# Extracted information:
***
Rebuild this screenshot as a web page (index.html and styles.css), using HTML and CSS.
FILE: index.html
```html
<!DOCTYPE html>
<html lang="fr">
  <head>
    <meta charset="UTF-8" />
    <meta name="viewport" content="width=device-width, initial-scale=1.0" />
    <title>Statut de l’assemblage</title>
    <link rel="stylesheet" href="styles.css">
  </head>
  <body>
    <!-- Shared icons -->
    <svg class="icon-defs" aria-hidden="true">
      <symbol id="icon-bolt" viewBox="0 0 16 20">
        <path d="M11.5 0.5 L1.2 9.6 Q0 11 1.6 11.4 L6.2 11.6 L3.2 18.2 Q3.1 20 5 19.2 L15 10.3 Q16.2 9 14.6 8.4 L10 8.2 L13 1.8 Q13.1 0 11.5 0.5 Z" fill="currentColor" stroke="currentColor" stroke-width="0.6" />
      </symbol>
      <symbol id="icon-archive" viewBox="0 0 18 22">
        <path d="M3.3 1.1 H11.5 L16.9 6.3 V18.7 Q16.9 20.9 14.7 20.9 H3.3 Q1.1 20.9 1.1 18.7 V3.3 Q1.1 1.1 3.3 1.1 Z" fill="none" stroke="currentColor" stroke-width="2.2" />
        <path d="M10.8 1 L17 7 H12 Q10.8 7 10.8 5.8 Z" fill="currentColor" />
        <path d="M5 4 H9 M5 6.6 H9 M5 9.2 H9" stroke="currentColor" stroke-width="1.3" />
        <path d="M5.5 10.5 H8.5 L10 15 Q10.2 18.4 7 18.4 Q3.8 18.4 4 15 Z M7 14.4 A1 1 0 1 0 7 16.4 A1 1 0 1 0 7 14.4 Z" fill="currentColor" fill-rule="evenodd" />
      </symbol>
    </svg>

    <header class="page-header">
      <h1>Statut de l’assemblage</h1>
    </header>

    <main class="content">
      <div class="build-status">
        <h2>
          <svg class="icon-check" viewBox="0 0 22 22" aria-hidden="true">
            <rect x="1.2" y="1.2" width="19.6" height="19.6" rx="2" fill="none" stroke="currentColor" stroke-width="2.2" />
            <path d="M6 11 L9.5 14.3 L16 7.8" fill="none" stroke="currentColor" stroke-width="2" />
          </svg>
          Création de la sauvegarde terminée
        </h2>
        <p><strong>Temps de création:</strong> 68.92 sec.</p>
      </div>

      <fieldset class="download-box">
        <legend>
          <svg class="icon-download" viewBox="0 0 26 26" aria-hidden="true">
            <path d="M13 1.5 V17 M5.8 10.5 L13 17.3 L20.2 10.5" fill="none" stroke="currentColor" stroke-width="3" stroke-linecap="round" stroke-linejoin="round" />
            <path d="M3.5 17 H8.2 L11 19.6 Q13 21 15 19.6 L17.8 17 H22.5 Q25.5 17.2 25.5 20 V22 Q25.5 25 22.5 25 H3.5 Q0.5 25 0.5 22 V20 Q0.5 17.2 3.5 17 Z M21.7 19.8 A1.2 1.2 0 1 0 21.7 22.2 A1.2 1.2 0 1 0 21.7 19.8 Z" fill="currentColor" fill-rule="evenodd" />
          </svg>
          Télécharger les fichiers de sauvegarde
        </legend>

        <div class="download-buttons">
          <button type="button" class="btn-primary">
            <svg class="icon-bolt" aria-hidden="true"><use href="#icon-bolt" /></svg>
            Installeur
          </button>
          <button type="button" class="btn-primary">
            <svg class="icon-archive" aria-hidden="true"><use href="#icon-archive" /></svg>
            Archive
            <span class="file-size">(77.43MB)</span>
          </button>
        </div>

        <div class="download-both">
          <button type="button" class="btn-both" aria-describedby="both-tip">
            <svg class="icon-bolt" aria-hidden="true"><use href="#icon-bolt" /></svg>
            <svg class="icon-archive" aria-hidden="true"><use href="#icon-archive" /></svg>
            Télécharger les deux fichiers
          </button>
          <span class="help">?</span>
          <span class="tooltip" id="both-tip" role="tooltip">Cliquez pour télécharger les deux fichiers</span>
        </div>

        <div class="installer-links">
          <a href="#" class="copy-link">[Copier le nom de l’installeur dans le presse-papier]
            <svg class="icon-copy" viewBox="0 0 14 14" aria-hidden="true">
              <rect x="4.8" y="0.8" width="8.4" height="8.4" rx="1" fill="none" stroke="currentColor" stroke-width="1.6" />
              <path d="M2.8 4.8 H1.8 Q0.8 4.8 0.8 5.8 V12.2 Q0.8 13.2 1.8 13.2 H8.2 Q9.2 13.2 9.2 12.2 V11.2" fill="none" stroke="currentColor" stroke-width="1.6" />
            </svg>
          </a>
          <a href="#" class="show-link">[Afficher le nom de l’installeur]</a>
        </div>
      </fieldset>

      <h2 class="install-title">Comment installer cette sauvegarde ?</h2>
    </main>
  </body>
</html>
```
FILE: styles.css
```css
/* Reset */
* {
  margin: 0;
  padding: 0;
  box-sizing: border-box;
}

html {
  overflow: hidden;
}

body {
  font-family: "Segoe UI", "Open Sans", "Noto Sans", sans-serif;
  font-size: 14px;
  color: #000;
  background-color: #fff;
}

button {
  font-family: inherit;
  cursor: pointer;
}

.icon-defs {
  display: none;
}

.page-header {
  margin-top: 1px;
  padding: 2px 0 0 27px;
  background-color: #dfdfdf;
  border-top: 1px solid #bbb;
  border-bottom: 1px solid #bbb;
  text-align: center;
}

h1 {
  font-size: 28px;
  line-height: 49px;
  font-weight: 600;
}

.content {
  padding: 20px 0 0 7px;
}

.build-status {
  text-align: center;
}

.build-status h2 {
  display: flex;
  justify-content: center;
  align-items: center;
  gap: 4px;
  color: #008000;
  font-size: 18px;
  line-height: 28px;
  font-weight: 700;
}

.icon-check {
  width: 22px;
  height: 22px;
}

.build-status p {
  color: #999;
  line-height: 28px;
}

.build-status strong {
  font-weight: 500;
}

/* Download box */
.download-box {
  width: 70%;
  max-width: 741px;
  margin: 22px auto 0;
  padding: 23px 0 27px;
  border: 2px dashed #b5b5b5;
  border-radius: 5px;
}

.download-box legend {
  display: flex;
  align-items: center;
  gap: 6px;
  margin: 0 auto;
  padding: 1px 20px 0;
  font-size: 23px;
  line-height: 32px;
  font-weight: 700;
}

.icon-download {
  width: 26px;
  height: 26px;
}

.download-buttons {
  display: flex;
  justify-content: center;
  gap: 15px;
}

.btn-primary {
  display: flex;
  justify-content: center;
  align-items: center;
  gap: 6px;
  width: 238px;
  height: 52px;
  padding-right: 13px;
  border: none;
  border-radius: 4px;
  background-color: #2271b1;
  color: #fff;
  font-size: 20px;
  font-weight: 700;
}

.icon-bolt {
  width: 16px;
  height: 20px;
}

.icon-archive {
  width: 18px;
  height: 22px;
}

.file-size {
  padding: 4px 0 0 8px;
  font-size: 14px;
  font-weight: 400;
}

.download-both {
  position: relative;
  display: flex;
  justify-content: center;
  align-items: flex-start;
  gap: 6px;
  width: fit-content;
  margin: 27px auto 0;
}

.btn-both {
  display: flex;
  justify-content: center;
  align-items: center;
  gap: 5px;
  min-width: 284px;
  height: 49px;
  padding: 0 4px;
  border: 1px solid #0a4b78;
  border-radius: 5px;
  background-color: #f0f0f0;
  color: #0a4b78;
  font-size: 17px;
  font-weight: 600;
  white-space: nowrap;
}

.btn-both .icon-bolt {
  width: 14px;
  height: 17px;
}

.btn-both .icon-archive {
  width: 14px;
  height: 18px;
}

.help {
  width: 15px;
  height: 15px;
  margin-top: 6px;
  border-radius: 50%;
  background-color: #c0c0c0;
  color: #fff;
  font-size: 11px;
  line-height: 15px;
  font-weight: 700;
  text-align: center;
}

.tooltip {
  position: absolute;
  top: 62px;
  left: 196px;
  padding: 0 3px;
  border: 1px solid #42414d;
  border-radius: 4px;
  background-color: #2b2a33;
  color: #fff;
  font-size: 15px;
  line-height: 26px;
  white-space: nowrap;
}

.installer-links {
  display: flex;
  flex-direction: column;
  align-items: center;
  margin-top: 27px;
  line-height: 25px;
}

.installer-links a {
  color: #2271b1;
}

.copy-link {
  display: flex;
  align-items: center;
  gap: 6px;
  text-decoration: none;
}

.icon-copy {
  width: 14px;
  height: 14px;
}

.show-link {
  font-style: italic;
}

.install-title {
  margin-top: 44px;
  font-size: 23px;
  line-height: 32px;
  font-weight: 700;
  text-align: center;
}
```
***
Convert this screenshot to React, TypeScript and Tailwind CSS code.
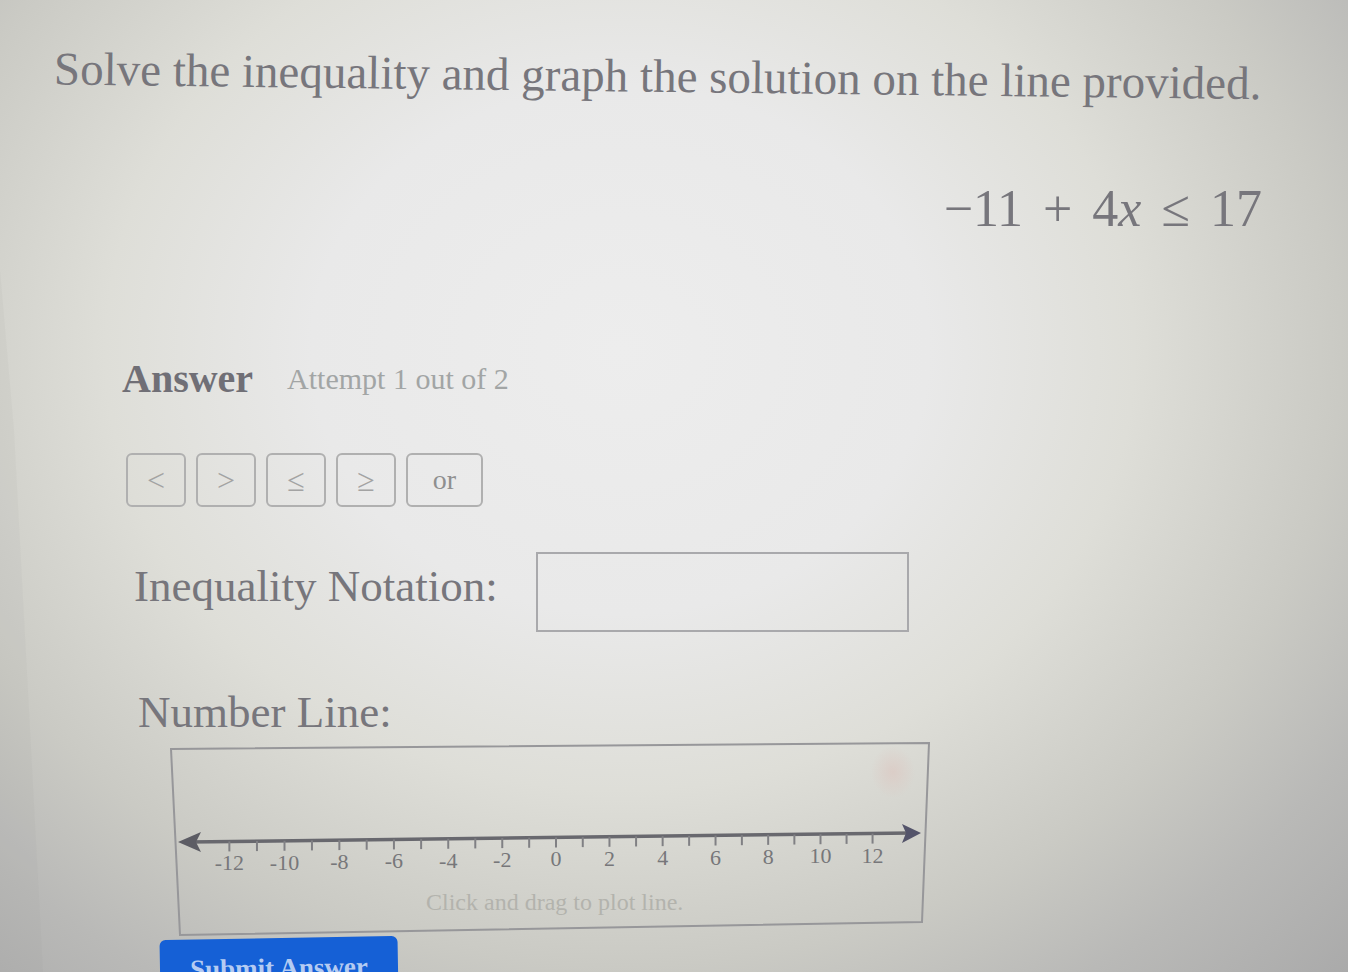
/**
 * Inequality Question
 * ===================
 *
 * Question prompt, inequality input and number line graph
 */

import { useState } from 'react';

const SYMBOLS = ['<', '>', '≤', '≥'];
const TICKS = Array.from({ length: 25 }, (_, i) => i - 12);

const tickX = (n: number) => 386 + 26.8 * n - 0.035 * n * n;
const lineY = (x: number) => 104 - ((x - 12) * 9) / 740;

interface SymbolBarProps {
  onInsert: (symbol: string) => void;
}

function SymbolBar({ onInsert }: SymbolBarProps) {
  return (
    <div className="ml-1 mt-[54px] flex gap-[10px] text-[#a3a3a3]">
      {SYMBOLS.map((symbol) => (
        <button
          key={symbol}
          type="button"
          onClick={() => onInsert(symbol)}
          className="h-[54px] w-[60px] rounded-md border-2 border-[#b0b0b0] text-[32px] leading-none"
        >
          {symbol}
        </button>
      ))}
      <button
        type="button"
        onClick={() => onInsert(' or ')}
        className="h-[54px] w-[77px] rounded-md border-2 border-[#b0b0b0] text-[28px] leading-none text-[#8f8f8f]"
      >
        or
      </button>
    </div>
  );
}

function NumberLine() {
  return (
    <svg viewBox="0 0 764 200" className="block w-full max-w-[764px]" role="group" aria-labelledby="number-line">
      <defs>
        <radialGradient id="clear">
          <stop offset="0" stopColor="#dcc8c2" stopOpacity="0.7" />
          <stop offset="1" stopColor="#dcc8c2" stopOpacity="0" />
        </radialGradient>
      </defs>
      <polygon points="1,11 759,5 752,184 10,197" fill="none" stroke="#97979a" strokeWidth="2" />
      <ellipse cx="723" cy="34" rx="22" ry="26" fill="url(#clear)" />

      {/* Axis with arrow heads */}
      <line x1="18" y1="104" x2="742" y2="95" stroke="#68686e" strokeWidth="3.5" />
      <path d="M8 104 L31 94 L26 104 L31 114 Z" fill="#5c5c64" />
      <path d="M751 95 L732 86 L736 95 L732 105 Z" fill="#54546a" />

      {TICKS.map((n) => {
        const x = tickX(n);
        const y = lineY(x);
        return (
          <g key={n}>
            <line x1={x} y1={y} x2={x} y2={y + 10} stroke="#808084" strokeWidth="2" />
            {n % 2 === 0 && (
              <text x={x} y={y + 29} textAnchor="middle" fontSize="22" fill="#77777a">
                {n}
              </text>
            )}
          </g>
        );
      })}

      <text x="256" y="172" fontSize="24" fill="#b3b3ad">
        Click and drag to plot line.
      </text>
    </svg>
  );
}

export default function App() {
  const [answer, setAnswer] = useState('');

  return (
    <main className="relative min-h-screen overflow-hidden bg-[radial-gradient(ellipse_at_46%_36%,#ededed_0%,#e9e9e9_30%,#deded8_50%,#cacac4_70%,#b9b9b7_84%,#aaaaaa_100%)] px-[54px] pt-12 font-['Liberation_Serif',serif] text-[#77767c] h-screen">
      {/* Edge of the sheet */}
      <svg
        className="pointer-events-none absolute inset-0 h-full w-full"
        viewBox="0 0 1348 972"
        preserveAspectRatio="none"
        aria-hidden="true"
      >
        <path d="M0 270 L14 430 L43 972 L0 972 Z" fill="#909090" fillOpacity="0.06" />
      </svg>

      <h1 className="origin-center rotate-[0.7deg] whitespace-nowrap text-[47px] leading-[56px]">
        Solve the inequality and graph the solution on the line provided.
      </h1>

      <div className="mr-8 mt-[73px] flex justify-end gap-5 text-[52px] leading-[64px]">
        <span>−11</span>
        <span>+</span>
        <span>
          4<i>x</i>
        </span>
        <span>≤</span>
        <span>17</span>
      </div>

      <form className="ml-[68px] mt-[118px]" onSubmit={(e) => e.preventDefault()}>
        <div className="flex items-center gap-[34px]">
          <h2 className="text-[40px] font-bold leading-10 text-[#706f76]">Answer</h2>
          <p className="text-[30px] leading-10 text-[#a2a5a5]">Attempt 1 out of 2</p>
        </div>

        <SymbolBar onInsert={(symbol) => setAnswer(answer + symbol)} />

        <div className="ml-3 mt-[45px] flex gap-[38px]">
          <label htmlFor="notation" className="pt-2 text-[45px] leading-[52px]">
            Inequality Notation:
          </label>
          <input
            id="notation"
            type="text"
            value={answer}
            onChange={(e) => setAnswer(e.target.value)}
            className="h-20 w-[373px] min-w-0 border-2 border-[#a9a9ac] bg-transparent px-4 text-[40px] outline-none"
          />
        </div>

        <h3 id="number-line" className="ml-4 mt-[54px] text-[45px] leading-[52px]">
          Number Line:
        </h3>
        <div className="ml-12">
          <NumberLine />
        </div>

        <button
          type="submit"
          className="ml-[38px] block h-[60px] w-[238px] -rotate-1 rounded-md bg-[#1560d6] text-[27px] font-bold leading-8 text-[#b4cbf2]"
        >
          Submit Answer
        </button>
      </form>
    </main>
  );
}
***
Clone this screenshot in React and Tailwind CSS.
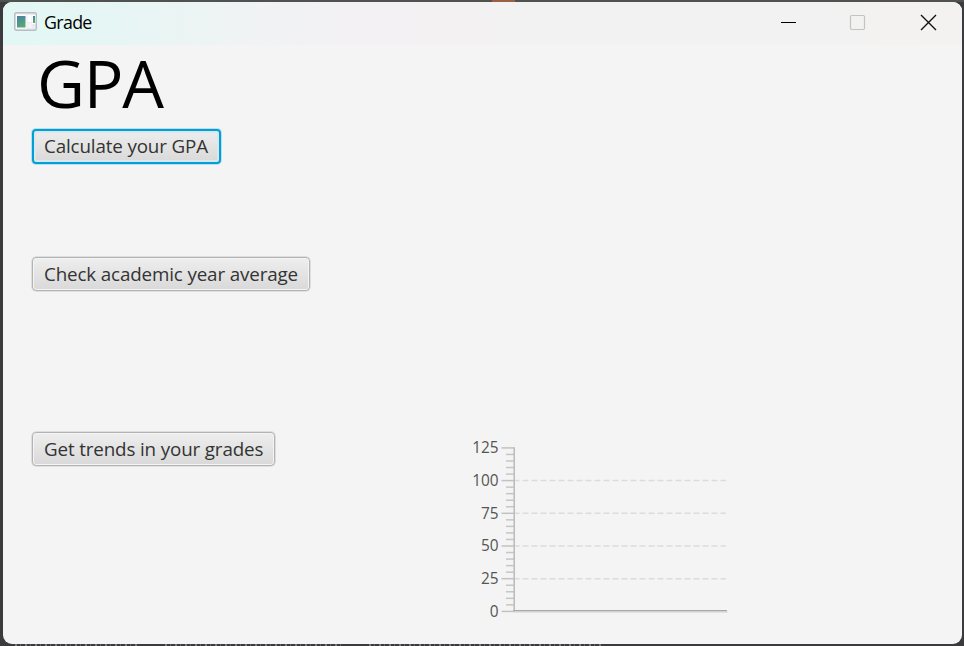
***
# Set exercise:
Give back, unchanged, each line from the one containing "Convert this screenshot" through the one containing "L732 86 L736". Pictures are to be left out.

# Solution to this problem:
Convert this screenshot to React, TypeScript and Tailwind CSS code.
/**
 * Inequality Question
 * ===================
 *
 * Question prompt, inequality input and number line graph
 */

import { useState } from 'react';

const SYMBOLS = ['<', '>', '≤', '≥'];
const TICKS = Array.from({ length: 25 }, (_, i) => i - 12);

const tickX = (n: number) => 386 + 26.8 * n - 0.035 * n * n;
const lineY = (x: number) => 104 - ((x - 12) * 9) / 740;

interface SymbolBarProps {
  onInsert: (symbol: string) => void;
}

function SymbolBar({ onInsert }: SymbolBarProps) {
  return (
    <div className="ml-1 mt-[54px] flex gap-[10px] text-[#a3a3a3]">
      {SYMBOLS.map((symbol) => (
        <button
          key={symbol}
          type="button"
          onClick={() => onInsert(symbol)}
          className="h-[54px] w-[60px] rounded-md border-2 border-[#b0b0b0] text-[32px] leading-none"
        >
          {symbol}
        </button>
      ))}
      <button
        type="button"
        onClick={() => onInsert(' or ')}
        className="h-[54px] w-[77px] rounded-md border-2 border-[#b0b0b0] text-[28px] leading-none text-[#8f8f8f]"
      >
        or
      </button>
    </div>
  );
}

function NumberLine() {
  return (
    <svg viewBox="0 0 764 200" className="block w-full max-w-[764px]" role="group" aria-labelledby="number-line">
      <defs>
        <radialGradient id="clear">
          <stop offset="0" stopColor="#dcc8c2" stopOpacity="0.7" />
          <stop offset="1" stopColor="#dcc8c2" stopOpacity="0" />
        </radialGradient>
      </defs>
      <polygon points="1,11 759,5 752,184 10,197" fill="none" stroke="#97979a" strokeWidth="2" />
      <ellipse cx="723" cy="34" rx="22" ry="26" fill="url(#clear)" />

      {/* Axis with arrow heads */}
      <line x1="18" y1="104" x2="742" y2="95" stroke="#68686e" strokeWidth="3.5" />
      <path d="M8 104 L31 94 L26 104 L31 114 Z" fill="#5c5c64" />
      <path d="M751 95 L732 86 L736 95 L732 105 Z" fill="#54546a" />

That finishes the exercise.